New Virtual Obstacle Courses Are Teaching Real Robots How to Walk

Displayed graphically, the ensuing drama unfolds like an army of confused ants writhing across a gigantic sea of geometric insanity. While undergoing training, the robots mastered the up- and downstairs walk without too much struggle. But slopes threw them for a curve. Few could grasp the essentials of sliding down a slope. But, once the final algorithm was moved to a real-world version of ANYmal, the four-legged doglike robot with sensors equipped in its head and a detachable robot arm successfully navigated blocks and stairs, but had issues working at higher speeds.

A robot army in a negative feedback loop with AI

The researchers don't blame the algorithm.
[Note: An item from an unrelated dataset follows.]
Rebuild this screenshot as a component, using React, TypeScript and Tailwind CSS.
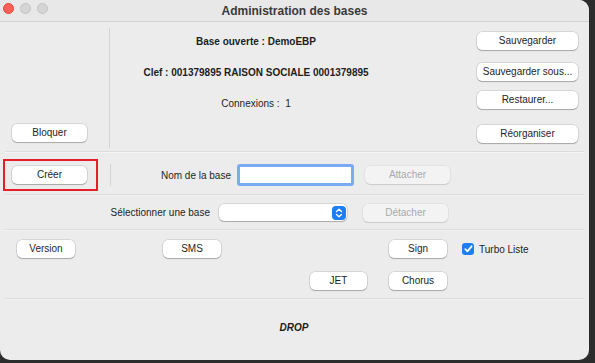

Instead, they think a lack of correspondence between the way the sensors perceive the real world and the virtual one is creating coordination issues. But this kind of fast-track robot learning could accelerate the learning curve for robots and other machines to learn a great abundance of skills, from sewing clothes and harvesting crops to sorting packages in a colossal Amazon facility. The project also reaffirms the significance of using simulation to advance the capabilities of artificial intelligence (AI). "At a high level, very fast simulation is a really great thing to have," said UC Berkeley Professor Pieter Abbeel, in the Wired report. Abbeel is also a cofounder of Covariant, a firm that employes AI in simulations to train robot arms in the art of sorting objects for logistics companies.

And Abbeel thinks the Swiss and Nvidia researchers' work with robotic algorithms "got some nice speed-ups," according to the report. AI has come far, and now it can upgrade robots' ability to perform tasks in our everyday world that isn't easily translated into software. The capacity to clutch awkward, strange, and slippery surfaces, for example, isn't something you can reduce to a few lines of simple code. This is why 4,000 simulated robots trained with reinforcement learning, which is an AI method that takes its cue from the way animals learn, via positive and negative feedback. When robots move their legs, a judging algorithm monitors how this contributes to the robot's capacity to carry on walking, and adjusts the control algorithms to adapt as motion continues. Nvidia's specialized AI chips supported the simulations, enabling the researchers to train the army of robots in one-hundredth of the time it would otherwise require. We've at last arrived at the beginning of self-learning robots, and, by combining reinforcement learning with recent AI advances, the limits of robotic movement may come closer to the limits of the physical world.